WIMBERLEY, Texas – One of Texas’ most beloved swimming holes, Jacob’s Well Natural Area in Wimberley, will be closed for swimming for the remainder of the year.
Hays County officials said the area still needs significant rainfall to recharge the Trinity Aquifer, which supplies Jacob’s Well.
This is only the fourth time in recorded history that area has run dry, according to the Hays County Parks Department.
Earlier this year, Hays County officials closed the well for swimming due to the threat of high bacteria levels, other pollutants and poor visibility.
“When swimming will be allowed again depends on factors beyond our control,” Hays County officials previously said in a press release.
Now swimming won’t be allowed until at least 2023.
All existing reservations will be canceled and refunded automatically throughout the coming weeks for people who booked time slots to swim.
Jacob’s Well releases thousands of gallons of water every day from the Trinity Aquifer which comes from an extensive underground cave system, according to Hays County Parks officials.
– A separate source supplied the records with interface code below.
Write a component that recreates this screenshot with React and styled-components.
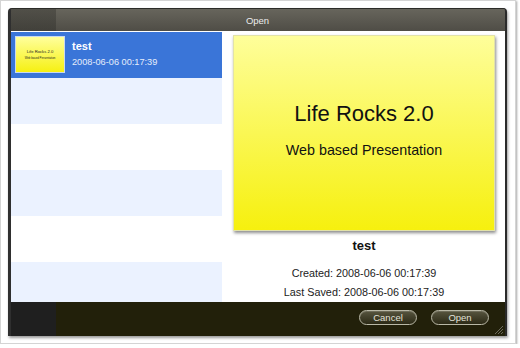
import styled, { createGlobalStyle } from 'styled-components';

const GlobalStyle = createGlobalStyle`
  html, body {
    margin: 0;
    padding: 0;
    background: #ffffff;
    font-family: "Liberation Sans", Arial, sans-serif;
  }
`;

// Cadre extérieur (capture)
const Frame = styled.div`
  box-sizing: border-box;
  width: 516px;
  height: 344px;
  padding: 7px;
  background: #ffffff;
  border: 1px solid #d4d4d4;
  box-shadow: 1px 1px 2px rgba(0, 0, 0, 0.35);
`;

const Dialog = styled.div`
  position: relative;
  box-sizing: border-box;
  width: 499px;
  height: 328px;
  display: flex;
  flex-direction: column;
  border-left: 3px solid #2f2f2f;
  border-right: 2px solid #2a2a2a;
  border-radius: 4px 4px 0 0;
  overflow: hidden;
  box-shadow: 1px 2px 3px rgba(0, 0, 0, 0.4);
  background: #2f2f2f;
`;

const TitleBar = styled.div`
  height: 23px;
  flex: none;
  display: flex;
  align-items: center;
  justify-content: center;
  margin-left: -3px;
  margin-right: -2px;
  background:
    linear-gradient(to right, rgba(40, 40, 36, 0.35) 0 48px, transparent 48px),
    linear-gradient(#67655c, #4f4d46);
  border-top: 1px solid #2c2c28;
  box-sizing: border-box;
  color: #ececec;
  font-size: 9.5px;
`;

const Body = styled.div`
  flex: 1;
  display: flex;
  background: #ffffff;
  min-height: 0;
`;

const List = styled.div`
  width: 211px;
  flex: none;
  padding-top: 1px;
  overflow: hidden;
`;

const Row = styled.div`
  height: 46px;
  box-sizing: border-box;
  display: flex;
  align-items: flex-start;
  gap: 7px;
  padding: 4px 0 0 4px;
  background: ${(p) => (p.$selected ? '#3a75d8' : p.$alt ? '#ebf2ff' : '#ffffff')};
`;

const Thumb = styled.div`
  width: 50px;
  height: 37px;
  box-sizing: border-box;
  border: 1px solid #c9d9f0;
  background: linear-gradient(#ffff9c, #f6f012);
  display: flex;
  flex-direction: column;
  align-items: center;
  padding-top: 12px;
  color: #222;
`;

const ThumbTitle = styled.div`
  font-size: 4.2px;
  line-height: 5px;
`;

const ThumbSub = styled.div`
  font-size: 2.8px;
  line-height: 3px;
  margin-top: 3px;
`;

const RowText = styled.div`
  padding-top: 3px;
  color: #ffffff;
`;

const RowName = styled.div`
  font-size: 11px;
  font-weight: bold;
  line-height: 14px;
`;

const RowDate = styled.div`
  font-size: 9.2px;
  line-height: 14px;
  margin-top: 2px;
  color: #e6edfb;
`;

const Details = styled.div`
  flex: 1;
  display: flex;
  flex-direction: column;
  align-items: center;
  padding: 4px 10px 0 11px;
  color: #222;
`;

const Preview = styled.div`
  width: 262px;
  height: 196px;
  flex: none;
  box-sizing: border-box;
  border: 1px solid #e2e2a8;
  background: linear-gradient(#fefe9a, #f6f00e);
  box-shadow: 1px 2px 3px rgba(0, 0, 0, 0.45);
  display: flex;
  flex-direction: column;
  align-items: center;
  padding-top: 65px;
  color: #111;
`;

const PreviewTitle = styled.div`
  font-size: 22px;
  line-height: 26px;
`;

const PreviewSub = styled.div`
  font-size: 14.3px;
  line-height: 18px;
  margin-top: 14px;
`;

const Name = styled.div`
  margin-top: 7px;
  font-size: 13px;
  font-weight: bold;
  line-height: 16px;
  color: #111;
`;

const Meta = styled.div`
  margin-top: 10px;
  font-size: 10.8px;
  line-height: 19px;
  text-align: center;
  color: #222;
`;

const Footer = styled.div`
  height: 34px;
  flex: none;
  box-sizing: border-box;
  display: flex;
  justify-content: flex-end;
  align-items: flex-start;
  gap: 14px;
  padding: 8px 16px 0 0;
  background: linear-gradient(to right, #1f1f1f 0 45px, #22200a 45px);
`;

const Button = styled.button`
  width: 58px;
  height: 15px;
  padding: 0;
  box-sizing: border-box;
  border: 1px solid #b9b8a6;
  border-radius: 8px;
  background: linear-gradient(#57553f, #2c2a16);
  box-shadow: inset 0 1px 0 rgba(255, 255, 255, 0.15);
  color: #e2e2da;
  font-family: "Liberation Sans", Arial, sans-serif;
  font-size: 9.5px;
  line-height: 13px;
`;

const Grip = styled.svg`
  position: absolute;
  right: 1px;
  bottom: 1px;
`;

const rows = [0, 1, 2, 3, 4, 5];

export default function App() {
  return (
    <>
      <GlobalStyle />
      <Frame>
        <Dialog>
          <TitleBar>Open</TitleBar>
          <Body>
            <List>
              {rows.map((i) =>
                i === 0 ? (
                  <Row key={i} $selected>
                    <Thumb>
                      <ThumbTitle>Life Rocks 2.0</ThumbTitle>
                      <ThumbSub>Web based Presentation</ThumbSub>
                    </Thumb>
                    <RowText>
                      <RowName>test</RowName>
                      <RowDate>2008-06-06 00:17:39</RowDate>
                    </RowText>
                  </Row>
                ) : (
                  <Row key={i} $alt={i % 2 === 1} />
                )
              )}
            </List>
            <Details>
              <Preview>
                <PreviewTitle>Life Rocks 2.0</PreviewTitle>
                <PreviewSub>Web based Presentation</PreviewSub>
              </Preview>
              <Name>test</Name>
              <Meta>
                <div>Created: 2008-06-06 00:17:39</div>
                <div>Last Saved: 2008-06-06 00:17:39</div>
              </Meta>
            </Details>
          </Body>
          <Footer>
            <Button>Cancel</Button>
            <Button>Open</Button>
          </Footer>
          <Grip width="11" height="11" viewBox="0 0 11 11">
            <g stroke="#6b6a5c" strokeWidth="1">
              <line x1="10" y1="2" x2="2" y2="10" />
              <line x1="10" y1="5" x2="5" y2="10" />
              <line x1="10" y1="8" x2="8" y2="10" />
            </g>
          </Grip>
        </Dialog>
      </Frame>
    </>
  );
}
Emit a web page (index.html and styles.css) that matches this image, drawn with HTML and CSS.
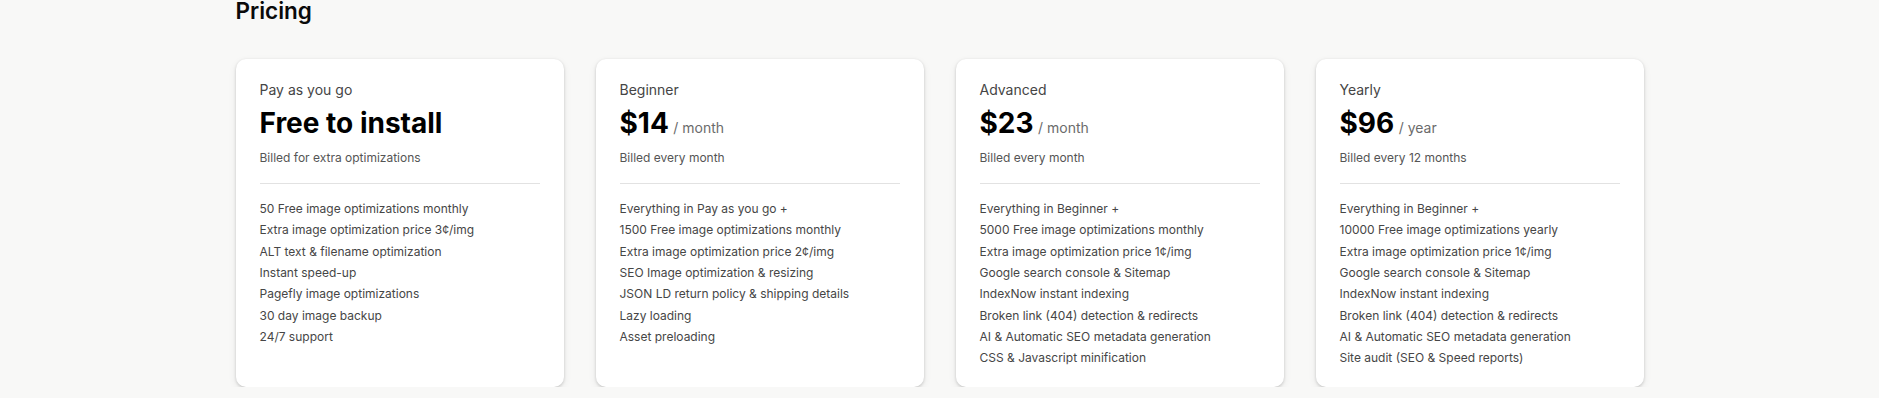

The deepest part of the cavern system is 140 feet deep and the main cavern length is 4,341 feet in length.
The area remains open for hiking, geocaching and other activities.
There is no fee to enter the natural area. During peak hours, Jacob’s Well Natural Area may reach capacity and visitors will be turned away.
Jacob’s Well Natural Area is located approximately 10 minutes outside of downtown Wimberley at 1699 Mt. Sharp Road.